Joseph Campbell Mitolojinin Gücü’nde “Gördüğünüz gibi,
bilinç iplerin elinde olduğunu sanıyor. Oysa insanın tümlüğünde ikincil bir
işleyişten ibaret ve kontrolü ele geçirmeye kalkışmamalı. Bedenin insanlığına
tabi olup hizmet etmeli. Yönetimi ele aldığında karşınızda Yıldız Savaşlarındaki Darth Vader gibi birini bulursunuz” demiş*.
Halbuki yerleşik sıralamayı sorgulamadan benimsemeye,
aklı baş köşeye oturtup bedene onun hizmetkarı muamelesi yapmaya ne kadar
alışığız. Kurgularda yaşayıp gitmeye, bunun fiziksel yansımalarından kopuk
olmaya.
Ne ki beden? Açlıklarını doyurmaya bakarken haz da veren,
evet ama buna ne kadar değdiğini dönüp dönüp sorguladığımız, zorbalık ya da
cazibenin silahı olarak kullandığımız, ilgimizi allayıp pullamak, olmadı şöyle
ya da böyle şımartmakla sınırladığımız, sürekli başkalarınınkiyle kıyaslayıp
sonucundan hiç hoşnut olmadığımız, süsleme faslı geride kaldığında dikkatimizi bu
kez sağlık sorunlarıyla çekmeye başlarken yine mutsuzluk kaynağı gördüğümüz
ikincil bir şey.
Hayat, hakikat
kafalarımızda, değil mi?
Öyle mi? Yoksa gerçek bildiğimiz aslında tavşanın suyunun
suyu mu?
Yaşama bedenimizle değiyor da pek çok düşüncemizi hiç
farkında olmadan bedensel hislere, doğrudan algıya dayandırıyor olabilir miyiz?
Beden ve cevapları, uydurup uydurup birbirine eklediğimiz, uzayıp giderken
ayağımıza dolanan, nefesimizi kesen hikayelerimizi dizdiğimiz ip, süreklilik
olabilir mi?
Peki. Bir de tersini deneyelim, bakalım neler oluyor.

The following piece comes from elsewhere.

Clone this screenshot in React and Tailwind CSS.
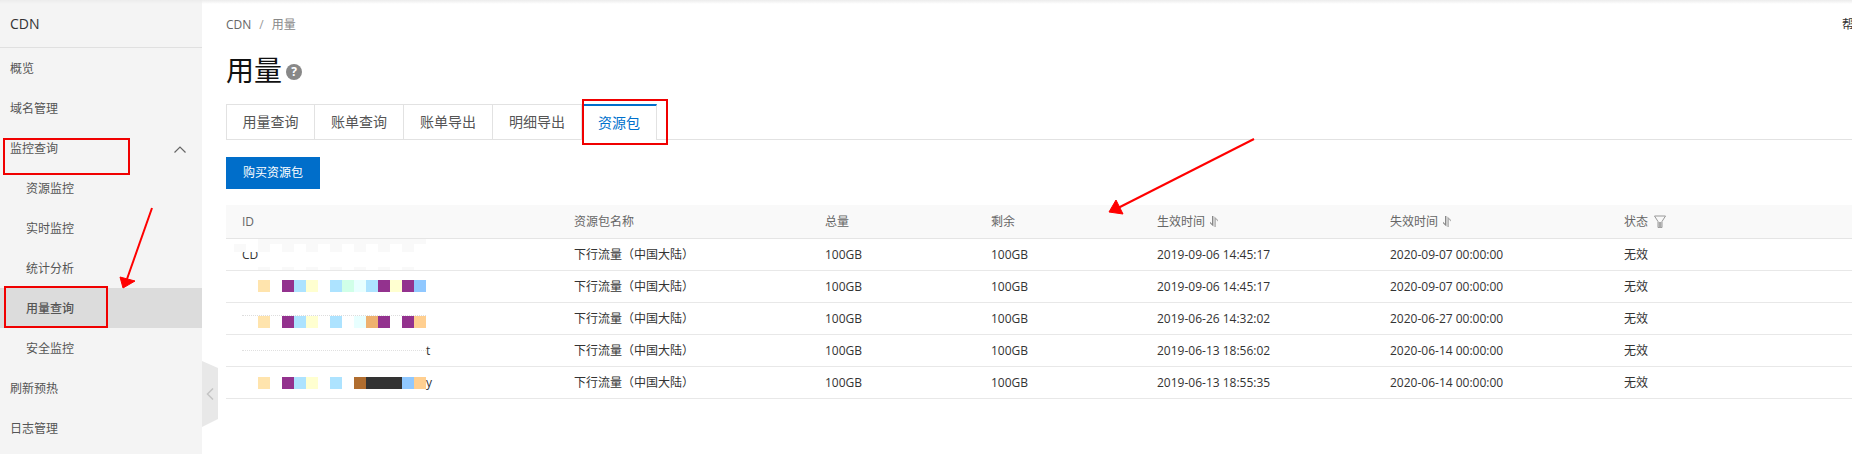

Bedeni araç bilmeyi bırakalım, başlı başına bir olgu,
algı olarak kulak verelim.
Bir örnek: Sabırsızlık.
Diyelim tıkalı bir trafikteyim ya da birinin seksen
sekizinci kere anlattığı hikayeyi dinliyorum.
Sıkışıyor, daralıyorum. Hal sürdükçe öfkeleniyorum, kan
beynime sıçrıyor ama ya kımıldayamıyor ya da patlıyorum.
Bütün bu sürede dikkatim, tepki verdiğimde.
Bedene kulak vermek, odağı tepki konusundan tepkinin
kendisine çevirmek demek.
Beni çileden çıkaranın maruz kaldığım olay değil, buna
tepkim olduğunu görmek.
İşte o vakit bütün hikaye değişiyor. Koşulun çaresiz
kurbanı olmaktan çıkıyorum. Hop oturup hop kalkmanın yerini uyanan bir ilgiyle
bu şeyi, tepkiyi onun ipinde oynamadan izlemek alıyor. Normalde bir dürtü
üzerine kat kat eklediğim kurgu (bu memleketin hali, insanların dayanılmaz
sıkıcılığı, kaçma dürtüsü, kaçamayacak olmanın çaresizliği, bütün bunların
çağrıştırdıkları, yeni örgüler, ilave çaresizlik) dağılıp gidiyor.
Yalın bir olguyla başbaşayım şimdi: Bedenim hop dedi. Der
ya, bunu aklımdan bilip uzattıkça uzatmak yerine sakin olup beklersem kalktığı
gibi oturur.
Doğrulamalar, haklılık, daha nice akıl yürütmeyi bir yana
bırakıp bunları ateşleyen tepkiye baktığımda Campbell’in işaret ettiği
hiyerarşiyi anlıyorum.
-------
* Ben bilinç
yerine zihin demeyi tercih ederdim.
Kendi haline bırakılmış sıradan aklın çayıra salınmış, rastgele, kaprisli,
koşullanmış, kısıtlı hali. Sözün aslı şöyle: “You see, consciousness thinks it’s running the shop.
But it’s a secondary organ of a total human being, and it must not put itself
in control. It must submit and serve the humanity of the body. When it does put
itself in control, you get a man like Darth Vader in Star Wars.”